Lo que parece progreso en los folletos turísticos, en la práctica es un proceso sistemático de violencia inmobiliaria, despojo ambiental y elitización del territorio.

Un problema estructural, una respuesta colectiva
Estamos frente a un problema estructural y multidimensional que debe ser abordado desde múltiples frentes: la sociología, la ecología, la antropología, la economía política, la historia ambiental y la justicia climática. Estas dinámicas deben investigarse a fondo —no solo desde México, sino también desde universidades y centros de investigación en Estados Unidos, Canadá y Europa, desde donde provienen muchas de las personas que reproducen estos modelos extractivos.
Porque el extractivismo no solo se hereda en dinero y propiedades: también se reproduce en la mirada y en la crianza. Cada familia extranjera que construye sobre las dunas transmite a sus hijos una lógica de apropiación que se multiplica en generaciones. Eso es altamente preocupante.
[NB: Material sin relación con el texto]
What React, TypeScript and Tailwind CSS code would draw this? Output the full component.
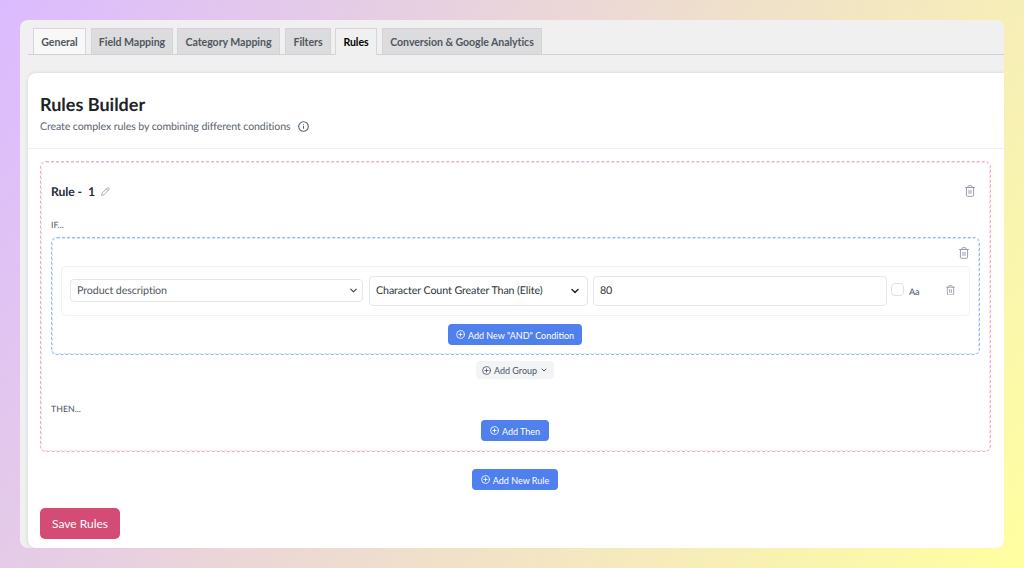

Debemos organizarnos, documentar, investigar, narrar, resistir. Porque otro camino es posible, pero solo si lo trazamos juntas y juntos. Un camino donde conservar no sea una excepción, sino una política común. Donde el mar, las dunas y el viento no se vendan. Donde el paisaje no sea una mercancía, sino un derecho.
Porque defender Cabo del Este es defender el último respiro de un litoral en la zona de Cabo que aún late.